Wednesday, November 11, 2009
Epidural abscess
Today we discussed spinal epidural abscess. This is a very serious and comonly missed diagnosis, requiring a high index of suspicion.
Some points:
Predisposing conditions
1) Immunocompromise - DM2, EtOH, HIV
2) Spinal abnormality/intervention - degenerative disk disease, trauma, surgery, catheters
3) Local or systemic source of infection - skin, osteomyelitis, UTI, sepsis, catheter
Pathophysiology
Contiguous spread in a third, bacteremia in half, rest not identified.
Microbiology
1) St. aureus (MSSA or MRSA) in over half of cases
2) St. epidermidis (with devices/hardware)
3) GNs (e.coli, pseudomonas)
Rare: anaerobes, TB, fungal, parasitic
Complications:
1) cord compression
2) cord ischemia
3) osteomyelitis
4) endocarditis
5) psoas abscess
Staging of symptoms
1) back pain
2) nerve root pain
3) motor weakness, sensory deficit, bowel/bladder
4) paralysis
Tempo of progression is variable; may be hours to days.

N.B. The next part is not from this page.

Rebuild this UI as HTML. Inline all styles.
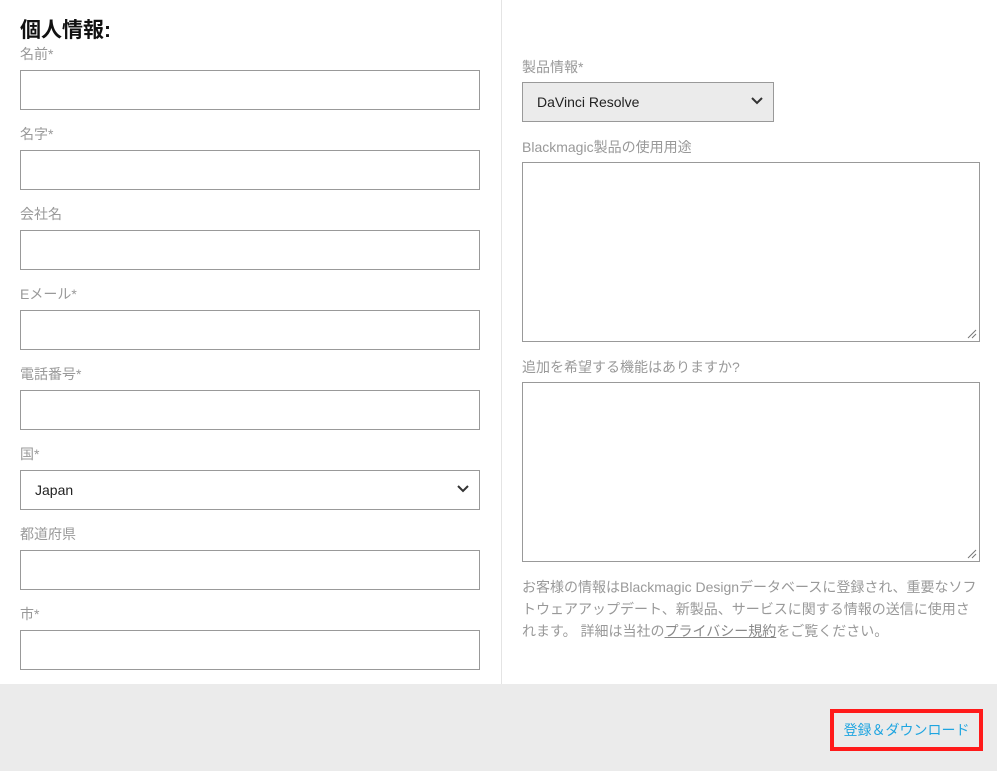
<!DOCTYPE html>
<html><head><meta charset="utf-8"><style>
*{box-sizing:border-box;margin:0;padding:0}
body{width:997px;height:771px;background:#fff;font-family:"Liberation Sans","Noto Sans CJK JP",sans-serif;position:relative;overflow:hidden}
.a{position:absolute}
.lab{position:absolute;font-size:14px;color:#999;line-height:16px}
.in{position:absolute;border:1px solid #999;background:#fff;height:40px}
.sel{position:absolute;border:1px solid #999;height:40px;font-size:14px;color:#222;padding-left:14px;line-height:38px}
.chev{position:absolute;right:10px;top:14px}
.ta{position:absolute;border:1px solid #999;background:#fff}
.grip{position:absolute;right:2px;bottom:2px}
</style></head><body>
<div class="a" style="left:501px;top:0;width:1px;height:684px;background:#e4e4e4"></div>
<div class="a" style="left:20px;top:18px;font-size:21px;font-weight:bold;color:#111;line-height:26px">個人情報:</div>

<div class="lab" style="left:20px;top:46px">名前*</div><div class="in" style="left:20px;top:70px;width:460px"></div>
<div class="lab" style="left:20px;top:126px">名字*</div><div class="in" style="left:20px;top:150px;width:460px"></div>
<div class="lab" style="left:20px;top:206px">会社名</div><div class="in" style="left:20px;top:230px;width:460px"></div>
<div class="lab" style="left:20px;top:286px">Eメール*</div><div class="in" style="left:20px;top:310px;width:460px"></div>
<div class="lab" style="left:20px;top:366px">電話番号*</div><div class="in" style="left:20px;top:390px;width:460px"></div>
<div class="lab" style="left:20px;top:446px">国*</div>
<div class="sel" style="left:20px;top:470px;width:460px;background:#fff">Japan<svg class="chev" width="12" height="8" viewBox="0 0 12 8"><path d="M1 1l5 5 5-5" stroke="#333" stroke-width="2" fill="none"/></svg></div>
<div class="lab" style="left:20px;top:526px">都道府県</div><div class="in" style="left:20px;top:550px;width:460px"></div>
<div class="lab" style="left:20px;top:606px">市*</div><div class="in" style="left:20px;top:630px;width:460px"></div>

<div class="lab" style="left:522px;top:59px">製品情報*</div>
<div class="sel" style="left:522px;top:82px;width:252px;background:#ebebeb">DaVinci Resolve<svg class="chev" width="12" height="8" viewBox="0 0 12 8"><path d="M1 1l5 5 5-5" stroke="#333" stroke-width="2" fill="none"/></svg></div>
<div class="lab" style="left:522px;top:139px">Blackmagic製品の使用用途</div>
<div class="ta" style="left:522px;top:162px;width:458px;height:180px"><svg class="grip" width="10" height="10"><path d="M9 1L1 9M9 5L5 9" stroke="#777"/></svg></div>
<div class="lab" style="left:522px;top:359px">追加を希望する機能はありますか?</div>
<div class="ta" style="left:522px;top:382px;width:458px;height:180px"><svg class="grip" width="10" height="10"><path d="M9 1L1 9M9 5L5 9" stroke="#777"/></svg></div>
<div class="a" style="left:522px;top:576px;width:460px;font-size:14px;color:#999;line-height:22px">お客様の情報はBlackmagic Designデータベースに登録され、重要なソフトウェアアップデート、新製品、サービスに関する情報の送信に使用されます。 詳細は当社の<span style="text-decoration:underline;color:#888">プライバシー規約</span>をご覧ください。</div>

<div class="a" style="left:0;top:684px;width:997px;height:87px;background:#ebebeb"></div>
<div class="a" style="left:830px;top:709px;width:153px;height:42px;border:4px solid #ff1a1a;font-size:14px;color:#1fa5e0;text-align:center;line-height:34px">登録＆ダウンロード</div>
</body></html>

Location: more common in posterior, thoracic, lumbar areas (more fat). Occasionally, pan-spinal.
Diagnosis:
MRI with gad and myelography then CT are methods of choice (MRI best). Bacteremia in 60%.
Treatment:
Surgical if neurological impairment and less than 24-36h of symptoms, and not panspinal infection (tx is laminectomy, drainage)
Abx: Empric coverage of staph (usu vanco), gram negatives, (ceftriaxone or pseudomonas coverage if high risk) Best to have microbiologic diagnosis prior to abx; aspirate may be needed if BC are negative.